Smith v. Martin

185 P. 236 | Or. | 1919

BURNETT, J.

1. A contract may be defined to be an agreement between two or more parties competent to contract, upon a sufficient consideration, to do or not to do a particular thing which lawfully may be done or omitted. Hence the parties could provide that the contract should not be assigned without the written consent of one of them. There was nothing unlawful or contrary to public policy in such a stipulation and under proper conditions the same may be enforced. There are instances where the personal qualities of one of the parties form an element of the agreement, as where the personal services of a physician or of an actor, or a tenant for a certain share of crops as rent, are involved. There, by operation of law the contract is not assignable without the consent of the employer. It is equally permissible for the parties to append the same condition by express contract, so that the inhibition against assignment arises from their covenant, rather than by operation of law. For instance, in Behrens v. Cloudy, 50 Wash. 400 (97 Pac. 450), a lease contained covenants of the lessor to sell the land to the lessee in eight months at the latter’s option, and also the covenant of the lessee not to assign any part of the lease. The plaintiff had taken an assignment of the option without a written consent as required by the contract, and sued to compel specific performance. The court held that the covenant *138against the assignment was lawful and that the purchaser without written consent acquired no rights. In another Washington case, Bonds-Foster Lumber Co. v. Northern Pacific R. R. Co., 53 Wash. 302 (101 Pac. 877), it is laid down as a rule that:

One who accepts assignment of a contract which by express terms is made nonassignable, acquires only a cause of action against the assignor.”
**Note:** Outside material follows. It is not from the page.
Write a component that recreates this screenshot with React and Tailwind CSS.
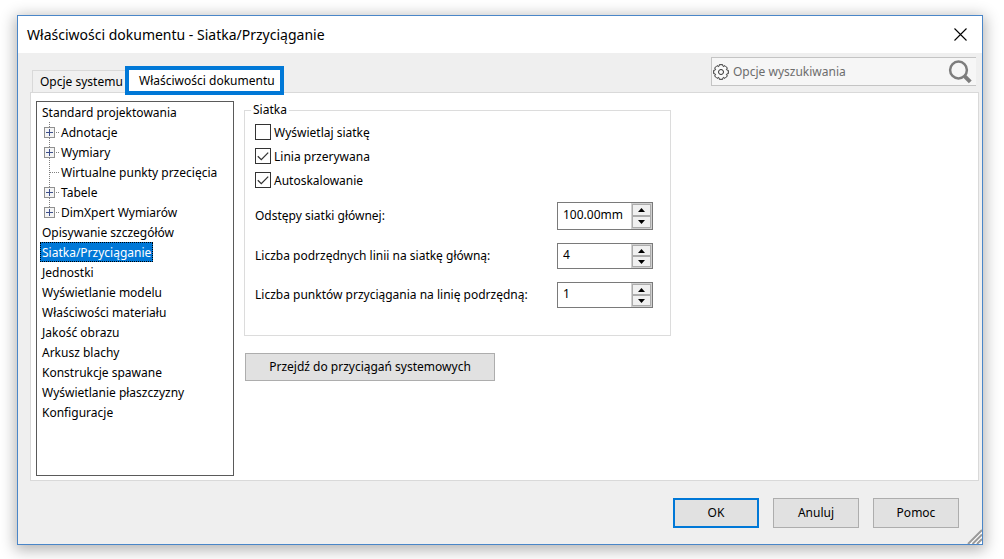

See, also, Burck v. Taylor, 152 U. S. 634 (38 L. Ed. 578, 14 Sup. Ct. Rep. 696, see, also, Rose’s U. S. Notes); Tabler v. Sheffield Land Co., 79 Ala. 377 (58 Am. Rep. 593); Deffenbaugh v. Foster, 40 Ind. 382; Andrew v. Meyerdirck, 87 Md. 511 (40 Atl. 173); City of Omaha v. Standard Oil Co., 55 Neb. 337 (75 N. W. 859); Zetterlund v. Texas L. & C. Co., 55 Neb. 355 (75 N.W. 860).

2. In such contracts as the one we have before us, the provision against assignment without the consent of the seller is made for his benefit and, like all other provisions in favor of a party, he may waive it if he chooses. Such waiver may be proved by parol and by circumstantial evidence, as well as by direct testimony. In Schmurr v. State Ins. Co., 30 Or. 29 (46 Pac. 363), a policy of insurance required that all waivers of its provisions should be in writing, but the court held that even this condition could itself be waived, and said in substance that where a company has full knowledge of facts that render void one of its policies, retains the premium and fails to cancel the policy, it waives the forfeiture, and this can be done by conduct or by parol, although the policy itself provides that it shall be in writing. “Waiver” is a voluntary relinquishment of one’s known right, and may be by the acts of the party or by accepting benefits aecru*139ing on account of that waiver: Maday v. Roth, 160 Mich. 289 (125 N. W. 13, 136 Am. St. Rep. 441); Peters v. Canfield, 74 Mich. 498 (42 N. W. 125); Francis v. Litchfield, 82 Iowa, 726 (47 N. W. 998); Ross v. Page, 11 N. D. 458 (92 N. W. 822).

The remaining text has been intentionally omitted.